A relação de Ricardo com Daniel Gomes, da Cruz Vermelha, é relatada na investigação como uma construção iniciada em 2010, época da campanha eleitoral. Naquele ano, fazendo uso do nome do tio, o empresário doou R$ 300 mil para a campanha e depois remeteu mais R$ 200 mil para o grupo. O dinheiro teria sido doado, de acordo com o Ministério Público, para a pavimentação do esquema criminoso que teria começado a produzir seus efeitos a partir de 2011.
A Cruz Vermelha Brasileira foi credenciada para comandar inicialmente o Hospital de Emergência e Trauma Senador Humberto Lucena. Depois, através do uso do Ipcep, o grupo comandado por Daniel Gomes abocanhou também o comando dos hospitais Metropolitano Dom José Maria Pires e o Regional de Mamanguape. A operação Calvário investiga o suposto desvio de R$ 134,2 milhões dos cofres públicos ao longo de oito anos.
A apuração diz que os esquemas de desvios de dinheiro na gestão socialista foram iniciados ainda durante o período de comando da prefeitura de João Pessoa. “Cumpre frisar que, embora o foco inicial da investigação tenha se centrado nos fatos ligados a chegada de DANIEL GOMES à Para??ba, nos idos de 2011, tem-se que ela desvelou, juntamente com as colaboraçõ es processuais firmadas, que este denunciado já havia começado a formatação e a estruturação da sobredita ORCRIM (que hipertrofiaria mais tarde) no âmbito da Prefeitura Municipal de João Pessoa, como se notou nas apurações relativas aos casos “cuia”, ‘jampa digital’, ‘do gari da Emlur’ e ‘dos livros'”, relata a denúncia.
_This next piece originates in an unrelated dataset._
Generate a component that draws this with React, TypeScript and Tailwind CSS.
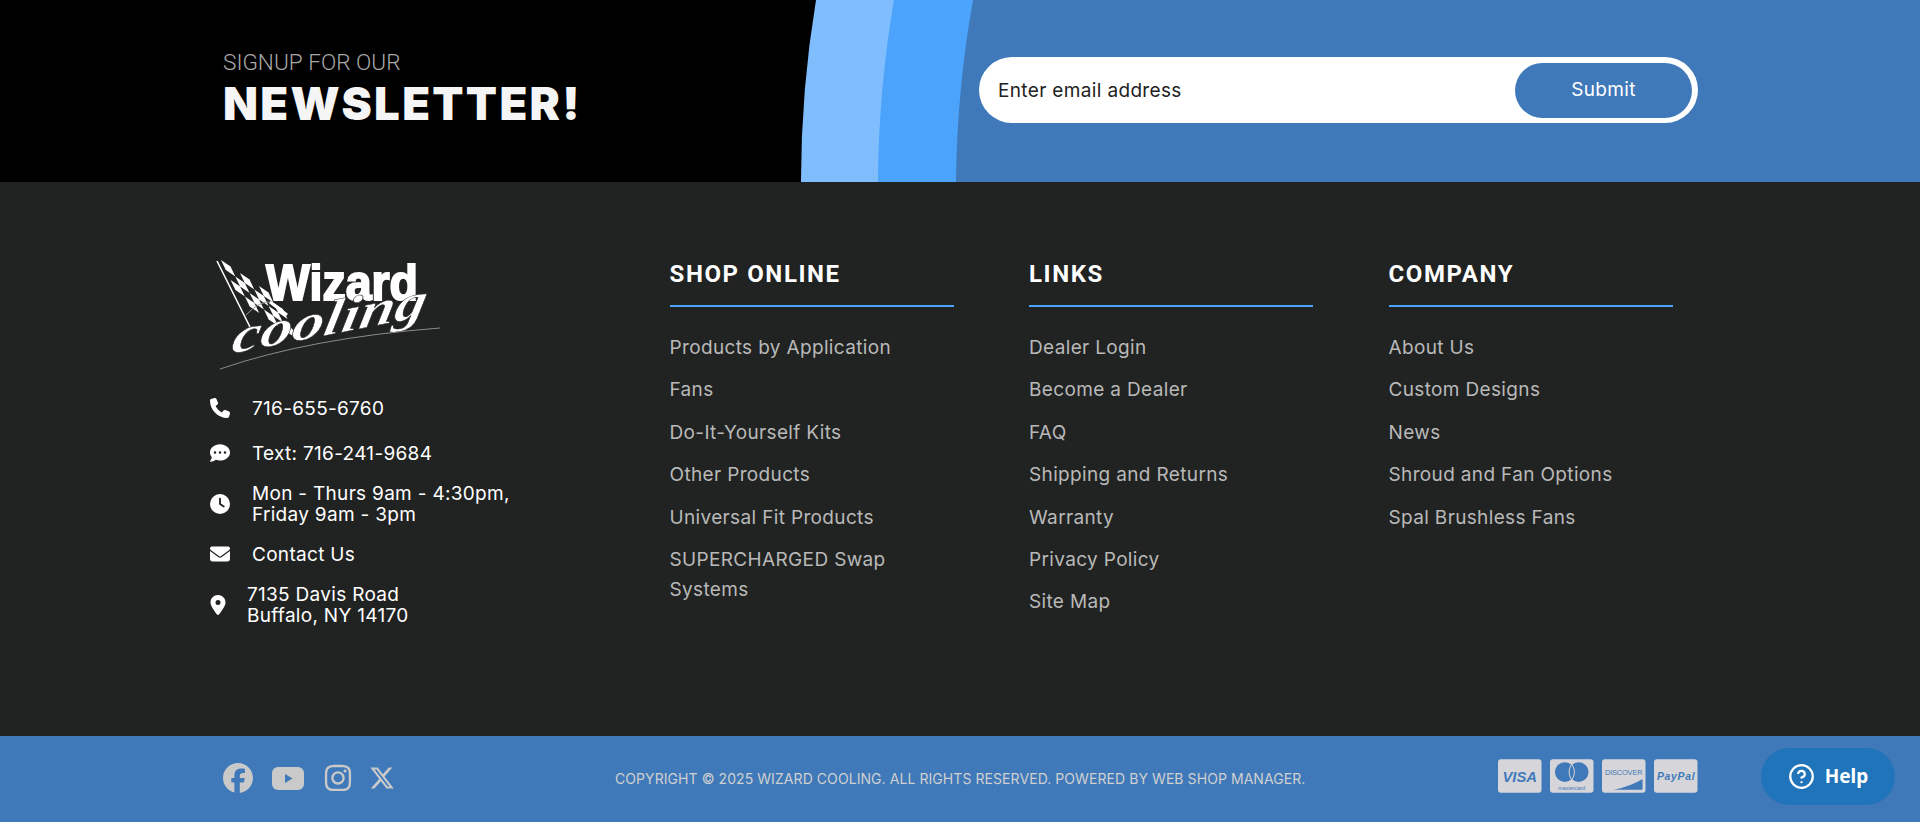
import { FaFacebook, FaInstagram, FaXTwitter, FaPhone, FaCommentDots, FaClock, FaEnvelope, FaLocationDot } from "react-icons/fa6";
import { FiHelpCircle } from "react-icons/fi";

const shopLinks = ["Products by Application", "Fans", "Do-It-Yourself Kits", "Other Products", "Universal Fit Products", "SUPERCHARGED Swap Systems"];
const siteLinks = ["Dealer Login", "Become a Dealer", "FAQ", "Shipping and Returns", "Warranty", "Privacy Policy", "Site Map"];
const companyLinks = ["About Us", "Custom Designs", "News", "Shroud and Fan Options", "Spal Brushless Fans"];

const flagSquares = [
  [0, 0], [2, 0], [4, 0], [1, 1], [3, 1], [5, 1], [0, 2], [2, 2], [4, 2], [1, 3], [3, 3], [5, 3],
];

function Logo() {
  return (
    <svg width="240" height="124" viewBox="0 0 240 124" className="block blur-[0.4px]">
      <path d="M7 5 L40 71" stroke="#fff" strokeWidth="1.6" />
      <g transform="matrix(9.5 6.5 4.8 10 11 4)" fill="#fff">
        {flagSquares.map(([col, row]) => (
          <rect key={`${col}-${row}`} x={col} y={row} width="1" height="1" />
        ))}
      </g>
      <path d="M36 59 Q50 44 62 46" stroke="#999" strokeWidth="1" fill="none" />
      <path d="M60 46 L77 59" stroke="#fff" strokeWidth="3" />
      <text x="56" y="44" fontFamily="'Liberation Sans', sans-serif" fontWeight="700" fontSize="50" textLength="152" lengthAdjust="spacingAndGlyphs" fill="#fff" stroke="#fff" strokeWidth="2">Wizard</text>
      <text x="0" y="0" transform="translate(20 98) rotate(-11) skewX(-22)" fontFamily="'Liberation Serif', serif" fontStyle="italic" fontWeight="700" fontSize="48" textLength="198" lengthAdjust="spacingAndGlyphs" fill="#fff" stroke="#212322" strokeWidth="0.5">cooling</text>
      <path d="M10 113 Q100 82 230 72" stroke="#8a8a8a" strokeWidth="1" fill="none" />
    </svg>
  );
}

function LinkColumn({ title, links }: { title: string; links: string[] }) {
  return (
    <div className="w-[284px] mr-[75.5px]">
      <h3 className="font-['Roboto',sans-serif] font-bold text-[24px] leading-[30px] tracking-[1.6px] text-white">{title}</h3>
      <div className="mt-[16px] mb-[26px] h-[2px] bg-[#4ba3fb]" />
      <ul>
        {links.map((link) => (
          <li key={link} className="mb-[12.4px] text-[19px] leading-[30px] tracking-[0.35px] text-[#b9b9b9]">
            {link}
          </li>
        ))}
      </ul>
    </div>
  );
}

function ContactRow({ icon, children, className }: { icon: React.ReactNode; children: React.ReactNode; className: string }) {
  return (
    <div className={`flex items-center text-white text-[19px] leading-[21px] tracking-[0.3px] ${className}`}>
      {icon}
      {children}
    </div>
  );
}

function PayCard({ children }: { children: React.ReactNode }) {
  return (
    <svg width="43.5" height="34" viewBox="0 0 44 34" className="block">
      <rect width="44" height="34" rx="3" fill="#d6d6da" />
      {children}
    </svg>
  );
}

export default function App() {
  return (
    <div className="relative w-full h-[822px] overflow-hidden font-['Inter',sans-serif]">
      <section className="relative h-[182px] bg-black overflow-hidden">
        <svg className="absolute inset-0" width="1920" height="182" viewBox="0 0 1920 182">
          <path d="M816 0 A1104 1104 0 0 0 801 182 L1920 182 L1920 0 Z" fill="#7fbdff" />
          <path d="M894 0 A1104 1104 0 0 0 878 182 L1920 182 L1920 0 Z" fill="#4ba3fb" />
          <path d="M973 0 A1104 1104 0 0 0 956 182 L1920 182 L1920 0 Z" fill="#3f79b9" />
        </svg>
        <div className="relative flex items-center h-full pl-[223px]">
          <div className="w-[756px] -mt-[1px]">
            <p className="font-['Roboto',sans-serif] text-[22.6px] leading-[26px] font-light text-[#a8a8a8]">SIGNUP FOR OUR</p>
            <p className="mt-[1px] text-[45.5px] leading-[54px] font-black tracking-[2.3px] text-[#f5f5f5]">NEWSLETTER!</p>
          </div>
          <div className="flex items-center justify-between w-[719px] h-[66px] -mt-[2px] rounded-full bg-white pl-[19px] pr-[6px]">
            <span className="mt-[2px] text-[19px] tracking-[0.35px] text-[#222]">Enter email address</span>
            <button className="w-[177px] h-[55px] rounded-full bg-[#3f79b9] text-white text-[19px] tracking-[0.35px]">Submit</button>
          </div>
        </div>
      </section>

      <section className="flex h-[554px] bg-[#212322] pl-[210px] pt-[77px]">
        <div className="w-[459.5px] -mt-[3px]">
          <Logo />
          <div className="mt-[18px]">
            <ContactRow className="h-[21px]" icon={<FaPhone className="w-[20px] h-[20px] mr-[22px] -mt-[1px]" />}>716-655-6760</ContactRow>
            <ContactRow className="h-[21px] mt-[24px]" icon={<FaCommentDots className="w-[20px] h-[20px] mr-[22px] -mt-[1px]" />}>Text: 716-241-9684</ContactRow>
            <ContactRow className="mt-[19px]" icon={<FaClock className="w-[20px] h-[20px] mr-[22px] -mt-[1px]" />}>
              <span>Mon - Thurs 9am - 4:30pm,<br />Friday 9am - 3pm</span>
            </ContactRow>
            <ContactRow className="h-[21px] mt-[19px]" icon={<FaEnvelope className="w-[20px] h-[20px] mr-[22px] -mt-[1px]" />}>Contact Us</ContactRow>
            <ContactRow className="mt-[19px]" icon={<FaLocationDot className="w-[16px] h-[20px] mr-[21px] -mt-[1px]" />}>
              <span>7135 Davis Road<br />Buffalo, NY 14170</span>
            </ContactRow>
          </div>
        </div>
        <LinkColumn title="SHOP ONLINE" links={shopLinks} />
        <LinkColumn title="LINKS" links={siteLinks} />
        <LinkColumn title="COMPANY" links={companyLinks} />
      </section>

      <section className="flex items-center h-[86px] bg-[#3f79b9] pl-[223px]">
        <div className="flex items-center w-[392px] -mt-[2px] text-[#c9c9c9]">
          <FaFacebook className="w-[30px] h-[30px] mr-[19px]" />
          <svg width="32" height="23" viewBox="0 0 32 23" className="mr-[19px]">
            <rect width="32" height="23" rx="6" fill="currentColor" />
            <path d="M13 7 L20.5 11.5 L13 16 Z" fill="#3f79b9" />
          </svg>
          <FaInstagram className="w-[30px] h-[30px] mr-[16px]" />
          <FaXTwitter className="w-[26px] h-[26px]" />
        </div>
        <p className="w-[883px] -mt-[2px] text-[14px] tracking-[0.07px] uppercase text-[#d0d0d0]">Copyright © 2025 Wizard Cooling. All Rights Reserved. Powered by Web Shop Manager.</p>
        <div className="flex gap-[8.5px] -mt-[6px]">
          <PayCard>
            <text x="22" y="23" textAnchor="middle" fontFamily="'Liberation Sans', sans-serif" fontWeight="700" fontStyle="italic" fontSize="15" fill="#3f79b9">VISA</text>
          </PayCard>
          <PayCard>
            <circle cx="15" cy="13" r="10" fill="#3f79b9" />
            <circle cx="29" cy="13" r="10" fill="#3f79b9" />
            <path d="M22 5 Q16.5 13 22 21 Q27.5 13 22 5 Z" fill="#3f79b9" stroke="#d6d6da" strokeWidth="1" />
            <text x="22" y="31" textAnchor="middle" fontFamily="'Liberation Sans', sans-serif" fontSize="5.5" fill="#3f79b9">mastercard</text>
          </PayCard>
          <PayCard>
            <text x="22" y="16" textAnchor="middle" fontFamily="'Liberation Sans', sans-serif" fontSize="7.5" textLength="38" fill="#3f79b9">DISCOVER</text>
            <path d="M12 31 Q30 27 41 20 L41 31 Z" fill="#3f79b9" />
          </PayCard>
          <PayCard>
            <text x="22" y="21" textAnchor="middle" fontFamily="'Liberation Sans', sans-serif" fontWeight="700" fontStyle="italic" fontSize="10.5" textLength="38" fill="#3f79b9">PayPal</text>
          </PayCard>
        </div>
      </section>

      <div className="absolute left-[1761px] top-[748px] flex items-center justify-center gap-[10px] w-[134px] h-[57px] rounded-full bg-[#1f74ba] text-white font-['Noto_Sans',sans-serif] font-bold text-[19px]">
        <FiHelpCircle className="w-[27px] h-[27px]" />
        Help
      </div>
    </div>
  );
}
“Efetivada a citação e não apresentada resposta no prazo legal, na ausência de advogado constituído, nomeio desde já o Defensor Público atuante neste Juízo para oferecer resposta à acusação, por escrito, no prazo legal, concedendo-lhe vista dos autos para tal mister”, destaca outro trecho da decisão da juíza Michelini Jatobá. Ela considerou ser inaplicável a suspensão condicional do processo de que trata o artigo 89 da Lei 9.099/90, tendo em vista que a pena mínima cominada para o crime em questão excede um ano.